#### [Direction]
Go through the lines below and copy each one that holds the string "this".

#### [Extracted records]
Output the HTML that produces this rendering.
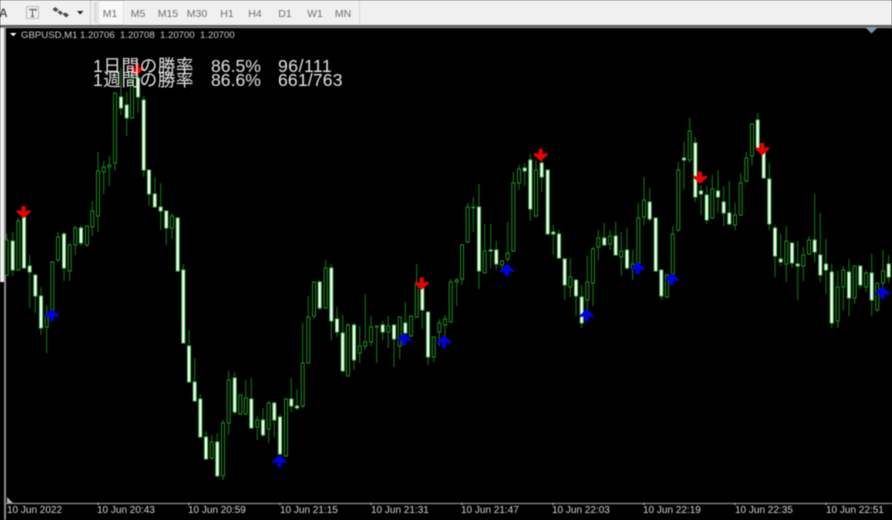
<!DOCTYPE html>
<html lang="ja"><head><meta charset="utf-8"><title>GBPUSD,M1</title>
<style>
html,body{margin:0;padding:0;background:#000;}
#r{position:relative;width:892px;height:520px;overflow:hidden;background:#000;filter:blur(.5px);font-family:"Liberation Sans","Noto Sans CJK JP",sans-serif;}
#r div,#r span,#r svg{position:absolute;}
.tb{left:0;top:0;width:892px;height:25px;background:#f0f0f0;}
.tf{top:7px;width:30px;text-align:center;font-size:10.5px;line-height:14px;color:#6f6f6f;}
.ax{top:505px;font-size:10px;line-height:12px;color:#d4d4d4;white-space:nowrap;}
.hd{top:30px;font-size:9.6px;line-height:12px;color:#cccccc;white-space:nowrap;}
.ov{font-size:17.6px;line-height:18px;color:#e2e2e2;white-space:nowrap;}
</style></head><body>
<div id="r">
<div class="tb"></div>
<div style="left:0;top:25px;width:892px;height:2px;background:#5a5a5a"></div>
<div style="left:0;top:27px;width:892px;height:1px;background:#9a9a9a"></div>
<div style="left:0;top:28px;width:4px;height:254px;background:#f0f0f0"></div>
<div style="left:4px;top:28px;width:2px;height:492px;background:#8c8c8c"></div>
<div style="left:90px;top:0;width:1px;height:25px;background:#cfcfcf"></div>
<div style="left:94px;top:2px;width:3px;height:21px;background:#dcdcdc"></div>
<div style="left:98px;top:0;width:26px;height:25px;background:#f8f8f8;box-shadow:inset 0 0 0 1px #e0e0e0"></div>
<div style="left:359px;top:0;width:1px;height:25px;background:#d8d8d8"></div>
<span style="left:-1px;top:6px;font-size:12px;line-height:14px;font-weight:bold;color:#555">A</span>
<svg style="left:24px;top:4px" width="68" height="18" viewBox="0 0 68 18">
<rect x="2.5" y="2.5" width="12" height="12" fill="none" stroke="#8a8a8a" stroke-dasharray="1 1"/>
<path d="M5 5.500h7v1.500M8.500 5.500V12.500M7 12.500h3" fill="none" stroke="#666" stroke-width="1.200"/>
<path d="M31 3l3.500 2.500-2.500 2.500-3.500-2.500zM33.500 8l2.500-1.500 3 2.500-2.500 2zM38.500 10l3-1.500 3.500 2.500-3 2.500z" fill="#4a4a4a"/>
<path d="M53 7h6.500l-3.250 3.500z" fill="#222"/>
</svg>
<div class="tf" style="left:95px">M1</div><div class="tf" style="left:123px">M5</div><div class="tf" style="left:153px">M15</div><div class="tf" style="left:182px">M30</div><div class="tf" style="left:212px">H1</div><div class="tf" style="left:240px">H4</div><div class="tf" style="left:270px">D1</div><div class="tf" style="left:300px">W1</div><div class="tf" style="left:328px">MN</div>

<svg style="left:0;top:0" width="892" height="520" viewBox="0 0 892 520">
<path d="M866 28h11l-5.500 5.500z" fill="#7f95ab"/>
<path d="M10 33h6.500l-3.250 3.200z" fill="#fff"/>
<path d="M7 497v6h6z" fill="#a9b8c8"/>
<path d="M6 503.500H892" stroke="#8c8c8c" stroke-width="1.300"/>
<path d="M98 503v2M189 503v2M280 503v2M371 503v2M462 503v2M553 503v2M644 503v2M735 503v2M826 503v2" stroke="#ccc"/>
<path fill="none" stroke="#127212" stroke-width="1.100" d="M6.700 234V276M12.700 232V276M18.300 218V271M24 217V268M29.700 255V308M35.300 275V313M41 287V335M46.700 305V353M52.300 261V314M58 232V262M64 232V281M69.700 243V281M75.300 226V255M81 225V246M87 226V247M92.300 201V236M98 152V232M103.700 161V194M109.300 156V186M115 93V171M121 68V115M126.700 92V136M132 70V118M138 72V113M143.700 96V177M149 170V206M155 177V207M160.700 183V230M166.300 211V245M172 213V239M177.700 217V272M183.300 264V343M189 330V382M194.700 358V401M200.300 394V437M206 431V460M211.700 435V460M217.300 433V477M223 420V480M228.700 371V435M234.700 372V414M240.300 395V415M245.700 380V415M251.300 378V428M257.300 416V440M263 408V437M268.700 401V443M274.300 402V437M280 414V455M286 398V457M291.300 378V412M297 389V410M302.700 323V408M308.300 296V363M314 282V319M319.700 280V310M325.700 260V309M331.300 264V340M337 307V337M342.700 315V371M348 323V376M354 323V370M359.700 326V363M365.300 294V350M371 316V346M376.700 326V363M382.700 321V340M388.300 316V348M394 325V367M399.700 317V359M405.300 302V345M411 316V337M416.700 264V318M422.300 282V329M428 312V365M433.700 337V362M439.300 319V346M445 315V345M450.700 279V322M456.700 278V306M462 244V285M467.700 203V243M473.300 197V232M479 184V289M484.700 224V273M490.700 224V268M496.300 241V270M502 260V272M507.700 222V262M513.300 172V252M519 165V190M524.700 163V186M530.300 154V221M536 160V217M541.700 160V192M547.700 170V235M553.300 225V255M559 230V259M564.700 258V300M570.300 258V297M576 280V316M581.700 285V328M587.300 256V315M593 247V306M598.300 230V260M604.300 223V246M610 230V250M615.700 222V256M621.300 232V276M627 228V270M632.700 250V280M638.300 203V265M644 177V225M649.700 188V222M655.700 218V272M661.300 270V300M667 274V298M672.700 226V275M678.300 162V232M684 142V189M689.700 118V163M695.300 137V202M701 185V215M706.700 186V224M712.300 175V219M718 170V213M723.700 186V226M729.300 181V225M735 203V230M740.700 173V216M746.300 152V183M752 123V165M757.700 113V150M763.700 145V178M769.300 163V230M775 225V277M780.700 234V266M786.300 226V282M792 243V268M797.700 241V300M803.300 247V281M809 236V255M814.700 194V262M820.300 213V282M826 239V294M831.700 264V328M837.700 271V328M843.300 266V310M849 259V316M854.700 266V304M860.300 266V289M866 270V292M871.700 254V316M877.300 283V312M883 250V288M888.700 255V283"/>
<path fill="#000" stroke="#1f8a1f" stroke-width="1" d="M5.200 240h3V275h-3zM16.800 221h3V270h-3zM45.200 315h3V327h-3zM50.800 262h3V310h-3zM56.500 237h3V260h-3zM68.200 245h3V271h-3zM73.800 228h3V245h-3zM85.500 226h3V245h-3zM90.800 211h3V227h-3zM96.500 171h3V216h-3zM102.200 167h3V172h-3zM107.800 165h3V167h-3zM113.500 93h3V163h-3zM130.500 75h3V118h-3zM170.500 216h3V228h-3zM210.200 442h3V458h-3zM221.500 423h3V476h-3zM227.200 380h3V423h-3zM238.800 395h3V414h-3zM244.200 398h3V414h-3zM255.800 420h3V427h-3zM267.200 403h3V429h-3zM284.500 399h3V456h-3zM301.200 363h3V406h-3zM306.800 317h3V363h-3zM312.500 282h3V316h-3zM324.200 268h3V308h-3zM346.500 325h3V376h-3zM358.200 346h3V353h-3zM363.800 342h3V346h-3zM369.500 327h3V342h-3zM375.200 326h3V327h-3zM386.800 326h3V332h-3zM398.200 317h3V346h-3zM409.500 316h3V336h-3zM415.200 285h3V317h-3zM432.200 337h3V357h-3zM437.800 323h3V332h-3zM443.500 319h3V325h-3zM449.200 282h3V322h-3zM455.200 280h3V282h-3zM460.500 245h3V279h-3zM466.200 207h3V242h-3zM471.800 207h3V208h-3zM483.200 251h3V273h-3zM500.500 261h3V265h-3zM506.200 253h3V259h-3zM511.800 183h3V251h-3zM517.500 169h3V183h-3zM534.500 170h3V216h-3zM568.800 277h3V287h-3zM585.800 282h3V300h-3zM591.500 249h3V283h-3zM596.800 238h3V247h-3zM608.500 236h3V244h-3zM619.800 251h3V257h-3zM631.200 264h3V269h-3zM636.800 218h3V263h-3zM642.500 200h3V217h-3zM665.500 275h3V297h-3zM671.200 234h3V274h-3zM676.800 170h3V230h-3zM688.200 131h3V160h-3zM710.800 189h3V218h-3zM733.500 215h3V225h-3zM739.200 183h3V215h-3zM744.800 158h3V181h-3zM750.500 124h3V156h-3zM784.800 241h3V264h-3zM801.800 255h3V266h-3zM807.500 240h3V254h-3zM836.200 287h3V321h-3zM841.800 270h3V287h-3zM853.200 266h3V298h-3zM864.500 273h3V287h-3zM875.800 283h3V310h-3zM881.500 271h3V283h-3z"/>
<path fill="#ffffff" stroke="#52c45a" stroke-width="1" d="M11.200 241h3V270h-3zM22.500 217h3V268h-3zM28.200 266h3V272h-3zM33.800 275h3V296h-3zM39.500 296h3V328h-3zM62.500 234h3V268h-3zM79.500 228h3V243h-3zM119.500 97h3V108h-3zM125.200 105h3V118h-3zM136.500 78h3V97h-3zM142.200 100h3V170h-3zM147.500 170h3V194h-3zM153.300 194h3V207h-3zM159.200 207h3V211h-3zM164.800 211h3V228h-3zM176.200 218h3V271h-3zM181.800 270h3V343h-3zM187.500 346h3V382h-3zM193.200 382h3V401h-3zM198.800 399h3V437h-3zM204.500 437h3V459h-3zM215.800 442h3V476h-3zM233.200 378h3V412h-3zM249.800 399h3V428h-3zM261.500 420h3V435h-3zM272.800 403h3V420h-3zM278.500 417h3V454h-3zM289.800 399h3V406h-3zM295.500 406h3V408h-3zM318.200 282h3V308h-3zM329.800 268h3V321h-3zM335.500 319h3V332h-3zM341.200 333h3V371h-3zM352.500 325h3V360h-3zM381.200 325h3V332h-3zM392.500 325h3V339h-3zM403.800 323h3V333h-3zM420.800 288h3V310h-3zM426.500 312h3V357h-3zM477.500 207h3V271h-3zM489.200 250h3V251h-3zM494.800 250h3V264h-3zM523.200 168h3V171h-3zM528.800 160h3V209h-3zM540.200 163h3V177h-3zM546.200 170h3V234h-3zM551.800 232h3V234h-3zM557.500 234h3V258h-3zM563.200 259h3V285h-3zM574.500 280h3V296h-3zM580.200 297h3V323h-3zM602.800 238h3V245h-3zM614.200 236h3V255h-3zM625.500 250h3V268h-3zM648.200 202h3V219h-3zM654.200 218h3V271h-3zM659.800 270h3V296h-3zM682.500 158h3V160h-3zM693.800 143h3V197h-3zM699.500 191h3V194h-3zM705.200 195h3V220h-3zM716.500 191h3V197h-3zM722.200 202h3V213h-3zM727.800 213h3V224h-3zM756.200 120h3V148h-3zM762.200 153h3V178h-3zM767.800 179h3V224h-3zM773.500 228h3V256h-3zM779.200 259h3V262h-3zM790.500 243h3V263h-3zM796.200 264h3V266h-3zM813.200 240h3V252h-3zM818.800 255h3V275h-3zM824.500 264h3V270h-3zM830.200 272h3V323h-3zM847.500 272h3V298h-3zM858.800 266h3V285h-3zM870.200 273h3V300h-3zM887.200 264h3V277h-3z"/>
<defs>
<path id="u" d="M0 0L6.800 6.200V8.400L2 7V12.300H-2V7L-6.800 8.400V6.200z"/>
<path id="d" d="M0 12.300L6.800 6.100V3.900L2 5.300V0H-2V5.300L-6.800 3.900V6.100z"/>
</defs>
<g fill="#f00000">
<use href="#d" x="23.500" y="206"/><use href="#d" x="137" y="63"/><use href="#d" x="421.700" y="277.500"/><use href="#d" x="540.700" y="149"/><use href="#d" x="700" y="171.500"/><use href="#d" x="762.300" y="143"/>
</g>
<g fill="#0000e6">
<use href="#u" x="51.700" y="309"/><use href="#u" x="279.300" y="455"/><use href="#u" x="404.300" y="333"/><use href="#u" x="444" y="335.500"/><use href="#u" x="507" y="264"/><use href="#u" x="586.700" y="309"/><use href="#u" x="637.700" y="262"/><use href="#u" x="671.700" y="273"/><use href="#u" x="882.300" y="286.500"/>
</g>
</svg>

<span class="hd" style="left:21px">GBPUSD,M1</span><span class="hd" style="left:80px">1.20706</span><span class="hd" style="left:120px">1.20708</span><span class="hd" style="left:160px">1.20700</span><span class="hd" style="left:200px">1.20700</span>

<span class="ov" style="left:93px;top:57px;letter-spacing:.55px">1日間の勝率</span><span class="ov" style="left:211px;top:57px">86.5%</span><span class="ov" style="left:278px;top:57px;letter-spacing:.5px">96/111</span>
<span class="ov" style="left:93px;top:71px;letter-spacing:.55px">1週間の勝率</span><span class="ov" style="left:211px;top:71px">86.6%</span><span class="ov" style="left:278px;top:71px;letter-spacing:.15px">661/763</span>

<span class="ax" style="left:7px">10 Jun 2022</span><span class="ax" style="left:97px">10 Jun 20:43</span><span class="ax" style="left:188px">10 Jun 20:59</span><span class="ax" style="left:280px">10 Jun 21:15</span><span class="ax" style="left:371px">10 Jun 21:31</span><span class="ax" style="left:461px">10 Jun 21:47</span><span class="ax" style="left:552px">10 Jun 22:03</span><span class="ax" style="left:643px">10 Jun 22:19</span><span class="ax" style="left:735px">10 Jun 22:35</span><span class="ax" style="left:826px">10 Jun 22:51</span>
</div>
</body></html>
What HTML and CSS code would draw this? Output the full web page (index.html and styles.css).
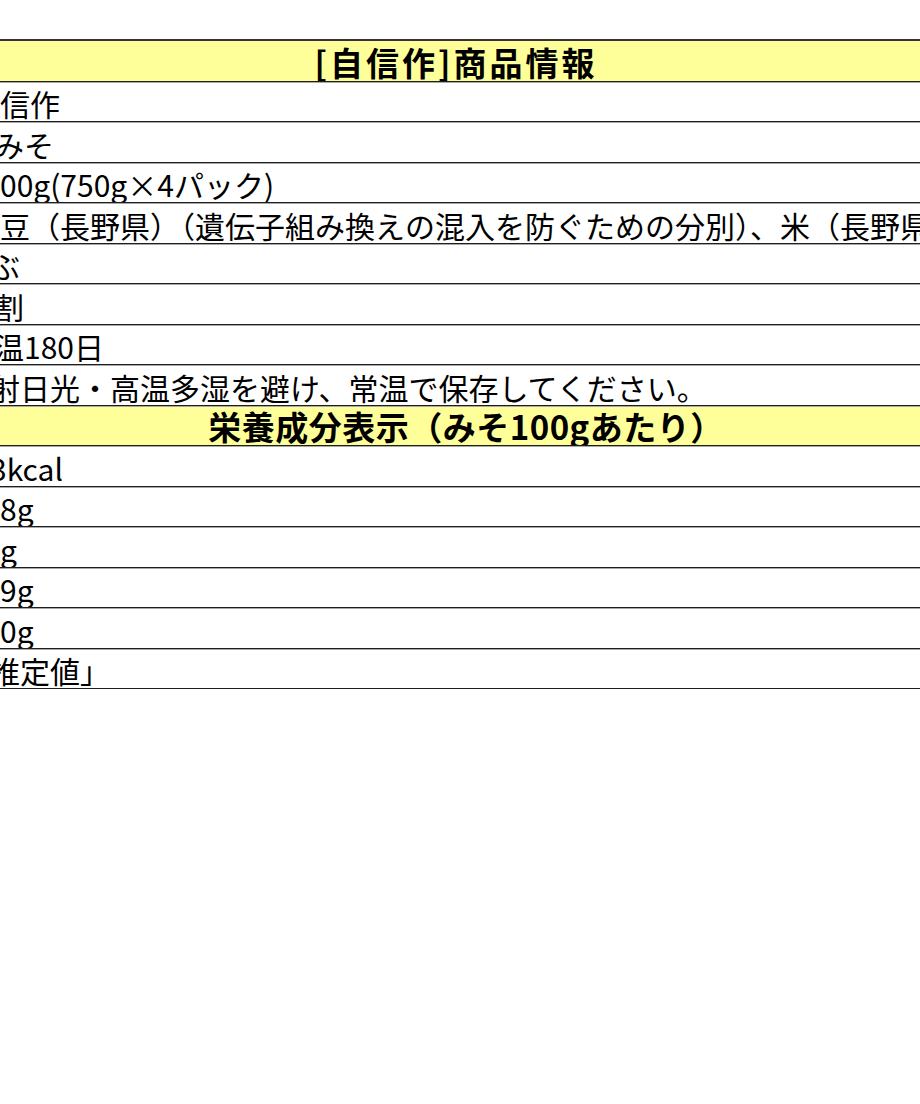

#### [Output of the task]
Output the HTML that produces this rendering.
What HTML and CSS code would draw this? Output the full web page (index.html and styles.css).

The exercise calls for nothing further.